Just this week SONY Music, who now holds the rights to all of Pink Floyd’s music, sent me the new Live at Pompeii LP and Blu-Ray at the instruction of Nick Mason. I received a compliment slip from SONY to tell me I’m doing such a great job with this Pompeii PA.

What are you working on next? Do you have any other grand ideas that you’re going to tackle?
We’ve got two dates in June where we’ll be playing Live at Pompeii through the system again. We’re showing the system again at Nick Mason’s house on the 7th and 8th of June in Wiltshire, the Northwest Hi-Fi show in Cheshire, on the 20th and 21st of June, and PLASA, London Olympia the 7th through 9th of September 2025.

I also own David Bowie’s 1972-73 Ziggy Stardust PA that he toured the world with and Led Zeppelin’s 1970 PA. Like the Pompeii PA, this is the authentic PA equipment that they toured with, not just identical components. I’m currently getting those into fully working condition, then I want to try and get Robert Plant to perform and do some Bowie-themed events as well.

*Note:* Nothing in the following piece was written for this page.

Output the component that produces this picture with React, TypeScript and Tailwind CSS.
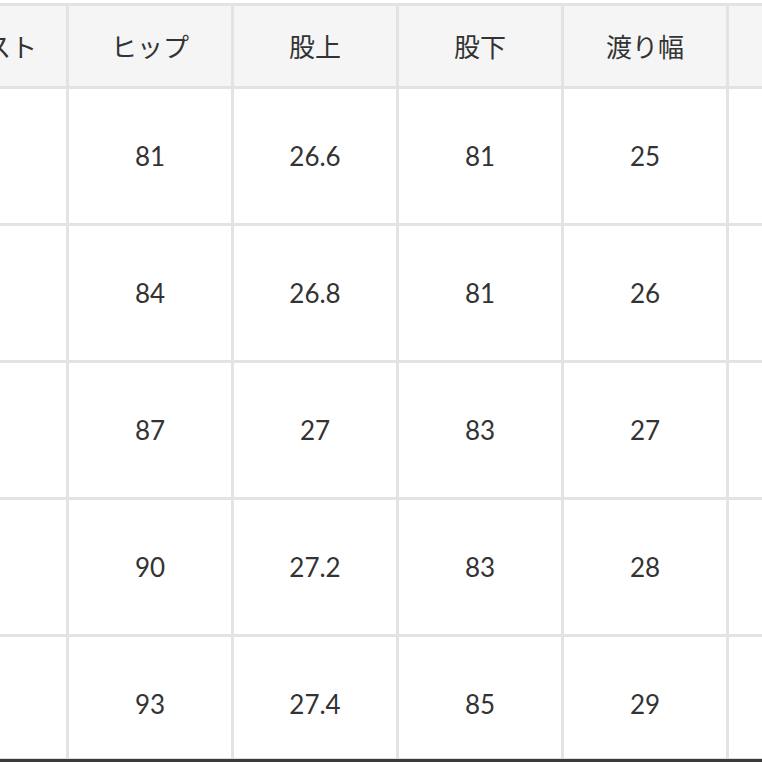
import React from "react";

const headers = ["ウエスト", "ヒップ", "股上", "股下", "渡り幅", "裾幅"];
const rows = [
  ["64", "81", "26.6", "81", "25", "18"],
  ["67", "84", "26.8", "81", "26", "18.5"],
  ["70", "87", "27", "83", "27", "19"],
  ["73", "90", "27.2", "83", "28", "19.5"],
  ["76", "93", "27.4", "85", "29", "20"],
];

export default function App() {
  return (
    <div className="relative w-[762px] h-[762px] overflow-hidden bg-white text-[#333333]">
      <div className="pt-[3px]">
        <div className="ml-[-96px] w-max border-t-[3px] border-[#e3e3e3]">
          <div className="flex">
            {headers.map((h) => (
              <div
                key={h}
                className="w-[165px] h-[83px] shrink-0 flex items-center justify-center bg-[#f5f5f5] border-r-[3px] border-b-[3px] border-[#e3e3e3] text-[26px] leading-none"
                style={{ fontFamily: '"Noto Sans CJK JP", "Noto Sans", sans-serif' }}
              >
                {h}
              </div>
            ))}
          </div>
          {rows.map((r, i) => (
            <div key={i} className="flex">
              {r.map((v, j) => (
                <div
                  key={j}
                  className="w-[165px] h-[137px] shrink-0 flex items-center justify-center bg-white border-r-[3px] border-b-[3px] border-[#e3e3e3] text-[26px] leading-none"
                  style={{ fontFamily: 'Lato, "Noto Sans", sans-serif' }}
                >
                  {v}
                </div>
              ))}
            </div>
          ))}
        </div>
      </div>
      <div className="absolute left-0 right-0 bottom-0 h-[4px] border-t border-[#dcdcdc] bg-[#3a3a3a]" />
    </div>
  );
}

There was a guy from Essex who went all over America and acquired equipment that was used by Buddy Holly and Elvis. I bought it all… late 50s, early 60s stuff… Ampex tape machines, Altec speakers, RCA microphones and now I’m now working on a recreation of Sun Studio in England. We’re also recreating an Abbey Road control room, because I own most of the gear that all the Beatles songs were recorded and mixed on.